Visually-impaired people listen to ATM voices through headphones. Banks provide headphones, but in order to avoid germs, customers can bring their own headphones to the bank. (These machines work with most standard versions of headphones and earbuds.) That way, these customers can keep private their personal information, items such as:

  • their monthly bank statements
  • the balances in their various accounts

What’s more, these ATM voices are not simply recordings that are played back at the touch of the button. They are more sophisticated than that. For example, customers can ask that the voice repeat a certain sentence. And some ATMs speak in voices that sound human, as opposed to the emotionless, non-modulated voices of many computers. Customers can adjust the volume of an ATM voice.

How are these ATMs Helpful to Others Not Visually Impaired?

Senior citizens who are not legally blind but who have issues with their eyesight can derive benefit from talking ATMs. That’s because these machines employ contrasting colors to make various keys stand out, making them easier to spot. In fact, everyone is allowed to use a talking ATM. Therefore, you can use one of these machines if you have 20/20 eyesight but you simply do not like to use touchscreens for whatever reason. These machines also provide assistance to people who are illiterate or who have reading disabilities.

History of the Talking ATM

The talking ATM made its public debut at San Francisco City Hall on October 1, 1999. Today, there are more than 100,000 of these machines in operation in the United States, with more coming all the time, and they can be found in nations all over the world. Indeed, they are more affordable now for banks than ever. Some companies that make ATMs even offer trade-in programs, whereby a bank can swap an existing ATM for a talking ATM, and thereby obtain the talking ATM at a reduced rate. Or banks can simply purchase conversion kits for the ATMs they already have; these kits include the voice software that makes the ATMs talk. Banks also have the option of setting up talking ATMs that speak languages in addition to English. Bank of America, to take one example, has owned and operated thousands of bilingual ATMs for almost a decade.

As a final warning, realize that many standalone ATMs – the kind of ATM you find on street corners and inside or outside non-financial institutions like convenience stores – do not talk. But as these ATMs age and are replaced, the financial institutions that operate these machines often replace them with ATMs that do have voice capabilities.

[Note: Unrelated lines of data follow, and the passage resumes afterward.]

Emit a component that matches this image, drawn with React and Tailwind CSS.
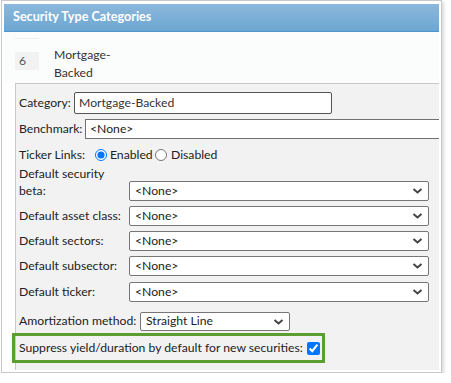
import React from "react";

const FONT = { fontFamily: '"Segoe UI", Lato, "Noto Sans", sans-serif' };

const Chevron = () => (
  <svg width="11" height="7" viewBox="0 0 11 7" className="absolute right-[5px] top-1/2 -translate-y-1/2">
    <path d="M1.5 1.5 L5.5 5 L9.5 1.5" fill="none" stroke="#444" strokeWidth="2" />
  </svg>
);

const Select = ({ value, className }) => (
  <div className={`relative flex h-full items-center rounded-[2px] border border-[#767676] bg-white pl-[5px] text-[#222] ${className}`}>
    {value}
    <Chevron />
  </div>
);

const SelectRow = ({ label, top }) => (
  <div className={`flex h-[20px] items-center ${top}`}>
    <span className="w-[110px] shrink-0">{label}</span>
    <Select value="<None>" className="w-[300px]" />
  </div>
);

export default function App() {
  return (
    <div className="whitespace-nowrap bg-white text-[12.2px] text-[#222]" style={FONT}>
      <div className="ml-[1px] flex h-[373px] w-[441px] flex-col border border-[#c8c8c8] bg-white px-[2px] pt-[3px] pb-[2px] shadow-[2px_2px_3px_rgba(0,0,0,0.15)]">
        {/* header */}
        <div className="flex h-[28px] shrink-0 items-center border-b border-[#4d96cc] bg-gradient-to-b from-[#8cb8db] to-[#6ca6d2] pl-[9px] text-[12.6px] font-bold text-white">
          Security Type Categories
        </div>

        {/* selected row */}
        <div className="h-[51px] shrink-0 bg-[#fbfcfc] pl-[11px] pt-[6px]">
          <div className="h-[1px] w-[24px] bg-[#eeeeee]" />
          <div className="mt-[7px] flex items-start">
            <div className="mt-[6px] flex h-[18px] w-[24px] items-center bg-[#f2f2f2] pl-[4px] text-[#555]">6</div>
            <div className="ml-[15px] w-[60px] whitespace-normal leading-[18px] text-[#333]">Mortgage-Backed</div>
          </div>
        </div>

        {/* details */}
        <div className="ml-[11px] flex flex-1 flex-col border-t border-l border-[#c8c8c8] bg-[#f2f2f2] pl-[3px]">
          <div className="mt-[8px] flex h-[22px] items-center">
            <span className="w-[55px] shrink-0">Category:</span>
            <div className="flex h-full w-[258px] items-center rounded-[2px] border border-[#555] bg-white pl-[4px] text-[#333]">
              Mortgage-Backed
            </div>
          </div>

          <div className="mt-[5px] flex h-[20px] items-center">
            <span className="w-[66px] shrink-0">Benchmark:</span>
            <div className="flex h-full flex-1 items-center border-y border-l border-[#707070] bg-white pl-[4px]">
              &lt;None&gt;
            </div>
          </div>

          <div className="mt-[7px] flex h-[18px] items-center">
            <span className="w-[76px] shrink-0">Ticker Links:</span>
            <input type="radio" name="tl" defaultChecked className="m-0 h-[12px] w-[12px] accent-[#0075ff]" />
            <span className="ml-[3px] w-[45px]">Enabled</span>
            <input type="radio" name="tl" className="m-0 h-[12px] w-[12px]" />
            <span className="ml-[4px]">Disabled</span>
          </div>

          <div className="mt-[3px] flex items-end">
            <span className="w-[110px] shrink-0 leading-[14px]">
              Default security
              <br />
              <span className="leading-[20px]">beta:</span>
            </span>
            <div className="h-[20px]">
              <Select value="<None>" className="w-[300px]" />
            </div>
          </div>

          <SelectRow label="Default asset class:" top="mt-[5px]" />
          <SelectRow label="Default sectors:" top="mt-[5px]" />
          <SelectRow label="Default subsector:" top="mt-[5px]" />
          <SelectRow label="Default ticker:" top="mt-[6px]" />

          <div className="mt-[10px] flex h-[19px] items-center">
            <span className="w-[121px] shrink-0">Amortization method:</span>
            <div className="h-full">
              <Select value="Straight Line" className="w-[150px]" />
            </div>
          </div>

          <div className="ml-[-7px] mt-[2px] flex h-[30px] w-[313px] items-center border-[3px] border-[#5a9e2f] pl-[4px]">
            <span>Suppress yield/duration by default for new securities:</span>
            <input type="checkbox" defaultChecked className="ml-[4px] h-[13px] w-[13px] accent-[#0075ff]" />
          </div>
        </div>
      </div>
    </div>
  );
}
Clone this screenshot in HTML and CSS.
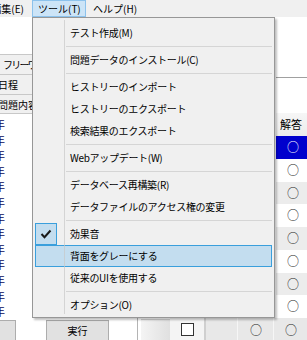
FILE: index.html
```html
<!DOCTYPE html>
<html lang="ja">
<head>
<meta charset="utf-8">
<link rel="stylesheet" href="styles.css">
</head>
<body>
<div class="app">
  <div class="menubar">
    <span class="mb-item mb-first">編集(E)</span>
    <span class="mb-item mb-open">ツール(T)</span>
    <span class="mb-item">ヘルプ(H)</span>
  </div>
  <div class="content">
    <div class="left">
      <div class="left-top"></div>
      <div class="tab tab-free">フリーワード</div>
      <div class="tab tab-cut">日程</div>
      <div class="tab tab-cut">問題内容</div>
      <ul class="years">
        <li>年</li><li>年</li><li>年</li><li>年</li><li>年</li><li>年</li><li>年</li>
        <li>年</li><li>年</li><li>年</li><li>年</li><li>年</li><li>年</li>
      </ul>
    </div>
    <div class="center"></div>
    <div class="right">
      <div class="r-top"></div>
      <div class="r-gap"></div>
      <div class="r-head">解答</div>
      <div class="r-row sel">○</div>
      <div class="r-row">○</div>
      <div class="r-row alt">○</div>
      <div class="r-row">○</div>
      <div class="r-row alt">○</div>
      <div class="r-row">○</div>
      <div class="r-row alt">○</div>
      <div class="r-row">○</div>
    </div>
  </div>
  <div class="footer">
    <span class="btn btn-cut"></span>
    <span class="btn btn-run">実行</span>
    <div class="f-table">
      <div class="f-grad"></div>
      <div class="f-check"><span class="checkbox"></span></div>
      <div class="f-cell f-first"></div>
      <div class="f-cell f-mid">○</div>
      <div class="f-cell f-last">○</div>
    </div>
  </div>

  <div class="dropdown">
    <div class="mi">テスト作成(M)</div>
    <div class="sep"></div>
    <div class="mi">問題データのインストール(C)</div>
    <div class="sep"></div>
    <div class="mi">ヒストリーのインポート</div>
    <div class="mi">ヒストリーのエクスポート</div>
    <div class="mi">検索結果のエクスポート</div>
    <div class="sep"></div>
    <div class="mi">Webアップデート(W)</div>
    <div class="sep"></div>
    <div class="mi">データベース再構築(R)</div>
    <div class="mi">データファイルのアクセス権の変更</div>
    <div class="sep"></div>
    <div class="mi checked"><span class="check"><svg width="12" height="10" viewBox="0 0 12 10"><polyline points="1.5,5 4.5,8.2 10.5,1.5" fill="none" stroke="#1a1a1a" stroke-width="2"/></svg></span>効果音</div>
    <div class="mi hover">背面をグレーにする</div>
    <div class="mi">従来のUIを使用する</div>
    <div class="sep"></div>
    <div class="mi">オプション(O)</div>
  </div>
</div>
</body>
</html>
```

FILE: styles.css
```css
* { box-sizing: border-box; margin: 0; padding: 0; }
html, body { width: 307px; height: 340px; overflow: hidden; background: #fff; }
body {
  font-family: "Noto Sans CJK JP", "Noto Sans", sans-serif;
  font-size: 10px;
  color: #000;
}
.app {
  position: relative;
  width: 307px;
  height: 340px;
  overflow: hidden;
  display: flex;
  flex-direction: column;
}

/* menu bar */
.menubar {
  height: 17px;
  flex: none;
  background: #f0f0f0;
  display: flex;
  white-space: nowrap;
}
.mb-item {
  display: flex;
  align-items: center;
  padding: 0 6px;
  border: 1px solid transparent;
  line-height: 15px;
}
.mb-first {
  width: 46px;
  margin-left: -14px;
  justify-content: flex-end;
  padding: 0 7px 0 0;
}
.mb-open {
  width: 54px;
  padding-left: 5px;
  background: #cce4f7;
  border-color: #8cc2ec;
}

/* content */
.content {
  height: 301px;
  flex: none;
  display: flex;
}
.left {
  width: 33px;
  flex: none;
  border-right: 1px solid #a0a0a0;
  display: flex;
  flex-direction: column;
  overflow: hidden;
  white-space: nowrap;
}
.left-top { height: 37px; flex: none; }
.tab {
  height: 20px;
  flex: none;
  background: #f0f0f0;
  border-top: 1px solid #c8c8c8;
  line-height: 19px;
  padding-left: 3px;
}
.tab-free { letter-spacing: -1.8px; }
.tab-cut { padding-left: 0; text-indent: -2px; }
.tab:last-of-type { border-bottom: 1px solid #c8c8c8; }
.years {
  list-style: none;
  padding-top: 3px;
  color: #0a0a5c;
  font-size: 11px;
}
.years li {
  height: 15.6px;
  line-height: 15.6px;
  text-indent: -6px;
}
.center { flex: 1; }
.right {
  width: 31px;
  flex: none;
  display: flex;
  flex-direction: column;
  white-space: nowrap;
}
.r-top { height: 61px; flex: none; border-bottom: 1px solid #a0a0a0; }
.r-gap { height: 35px; flex: none; }
.r-head {
  height: 23px;
  flex: none;
  background: linear-gradient(#f6f6f6, #ececec);
  line-height: 23px;
  padding-left: 4px;
  font-size: 11px;
}
.r-row {
  height: 22.75px;
  flex: none;
  font-size: 12px;
  line-height: 22.75px;
  padding-left: 11px;
  color: #222;
}
.r-row.alt { background: #ececec; }
.r-row.sel { background: #0000cd; color: #fff; }

/* footer */
.footer {
  height: 22px;
  flex: none;
  display: flex;
  align-items: flex-start;
}
.btn {
  display: block;
  height: 22px;
  margin-top: 2px;
  background: #e1e1e1;
  border: 1px solid #adadad;
  text-align: center;
  line-height: 19px;
  font-size: 10px;
}
.btn-cut { width: 26px; margin-left: -10px; }
.btn-run { width: 63px; margin-left: 30px; }
.f-table {
  flex: 1;
  margin-left: 28px;
  height: 22px;
  display: flex;
  border-left: 1px solid #b4b4b4;
}
.f-grad {
  width: 29px;
  margin-left: 3px;
  margin-top: 1px;
  border-top: 1px solid #d4d4d4;
  background: linear-gradient(to right, #f4f4f4, #e0e0e0);
}
.f-check {
  width: 36px;
  background: #f4f4f4;
  border-right: 2px solid #cfcfcf;
  display: flex;
  justify-content: center;
  padding-top: 5px;
}
.checkbox {
  display: block;
  width: 13px;
  height: 13px;
  background: #fff;
  border: 1px solid #333;
}
.f-cell {
  background: #e8e8e8;
  font-size: 12px;
  line-height: 24px;
  color: #222;
}
.f-first { width: 32px; border-right: 1px solid #f6f6f6; }
.f-mid { width: 36px; padding-left: 12px; border-right: 1px solid #f6f6f6; }
.f-last { flex: 1; padding-left: 11px; }

/* dropdown menu */
.dropdown {
  position: absolute;
  left: 32px;
  top: 17px;
  width: 243px;
  height: 301px;
  background: #f0f0f0;
  border: 1px solid #979797;
  box-shadow: 2px 2px 2px rgba(0, 0, 0, 0.25);
  padding: 4px 2px 2px 2px;
  white-space: nowrap;
  letter-spacing: -0.3px;
}
.dropdown::before {
  content: "";
  position: absolute;
  left: 31px;
  top: 2px;
  bottom: 3px;
  width: 1px;
  background: rgba(200, 200, 200, 0.7);
  z-index: 1;
}
.mi {
  position: relative;
  height: 22px;
  line-height: 20px;
  padding-left: 34px;
  border: 1px solid transparent;
}
.mi.hover {
  background: #c3ddef;
  border-color: #3a9fdc;
}
.check {
  position: absolute;
  left: -1px;
  top: -1px;
  width: 22px;
  height: 22px;
  background: #c3ddef;
  border: 1px solid #3a9fdc;
  display: flex;
  align-items: center;
  justify-content: center;
}
.check svg { display: block; }
.sep {
  height: 5px;
  position: relative;
}
.sep::after {
  content: "";
  position: absolute;
  left: 31px;
  right: 0;
  top: 2px;
  height: 1px;
  background: #d5d5d5;
}
```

Voice Activated ATMs and New ADA Requirements

Voice Activated ATMs and New ADA Requirements

Voice-activated automatic teller machines were designed to help people with visual impairments, including some elderly people, make financial transactions. Not every blind person can read Braille, and so ATM’s equipped with Braille keypads don’t always suffice. In addition, Braille keypads may allow blind people to enter the information they need to, but they don’t provide a means of delivering directions to visually-impaired customers. So unless a blind person were to walk into a bank already knowing exactly how to use the ATM, it might not be possible for him or her to make transactions without assistance from a bank employee. And waiting in line to ask an employee for help can be time-consuming, not to mention embarrassing. Indeed, in the past, some visually-impaired people tended to avoid ATM’s altogether.

However, a voice-activated ATM solves most, if not all, of those problems. Such a machine works like this:

  • A customer plugs his or her headphones into the ATM’s universal audio jack.
  • The ATM’s voice activation system is triggered.
  • The machine begins to speak to the customer, giving instructions, telling him or her which keys need to be pressed in order to complete a certain transaction.
  • The automated voice may also explain how to use the ATM’s Braille keypad, in case that customer does know how to read Braille.

Voice-activated ATM’s are not new. Banks large and small began rolling out this technology early in the first decade of the twenty-first century. For example, all new ATM’s purchased by Australian banks since 2003 have been voice-activated; banks in that nation began installing voice-activated ATM’s as part of a pilot program in 2002. Also in 2002, Banknorth, a small American chain of banks with headquarters in Portland, Maine, began to install voice-activated ATM’s in 400 of its banks, a program that was completed in cooperation with the National Federation of the Blind. In the end, Banknorth – now TDB Banknorth – spent five years and almost five million dollars to get these machines operational.

TDB Banknorth and others may have voluntarily set up voice-activated ATM’s, but today doing so is no longer optional for financial institutions in the United States; it’s mandatory. That’s because, between 2004 and 2010, the U.S. Department of Justice handed down a series of rulings on the issue of voice-activated ATM’s. The result of these decisions was that, as a new stipulation of the Americans with Disabilities Act, or ADA, all banks, credit unions and other financial institutions were required to install at least one voice-activated ATM in every location where they maintained ATM’s. The deadline for these installations was set at April 30, 2012 – the deadline had originally been March 15 of that year, but was extended to give banks enough time to purchase and install these devices. (These rulings came with other requirements for ATM’s as well, including guaranteed wheelchair access.)

It’s interesting to note that the estimated cost of a single voice-activated ATM can vary widely, depending on whether you ask a financial institution or you ask an advocacy group for the visually-impaired, such as the aforementioned National Federation for the Blind. But it’s somewhere between $1,000 and $10,000. Still, whatever the cost may be, most banks found it more economical to purchase entirely new machines rather than update old ATM’s with new software and processing capabilities.

Financial institutions which are not in compliance with the ADA’s voice-activated ATM standards risk lawsuits and other disciplinary measures. Still, in many parts of the country, some banks have yet to fully comply with the new law. In 2012, for instance, a visually-impaired, 30-year-old man name Robert Jahoda filed federal lawsuits against several banks in his home state of Pennsylvania, as well as a bank in Ohio, because they had not yet equipped their facilities with voice-activated ATM’s. Further, a Boston-based consumer protection website called Consumer World conducted a study one month after the voice-activated ATM law’s April 2012 deadline. Consumer World’s researchers traveled around Boston, plugging headphones into random samplings of ATMs all over the city. And the results of this survey were not too impressive: at least a quarter of the automatic teller machines that these researchers tried out did not have a voice activation capacity.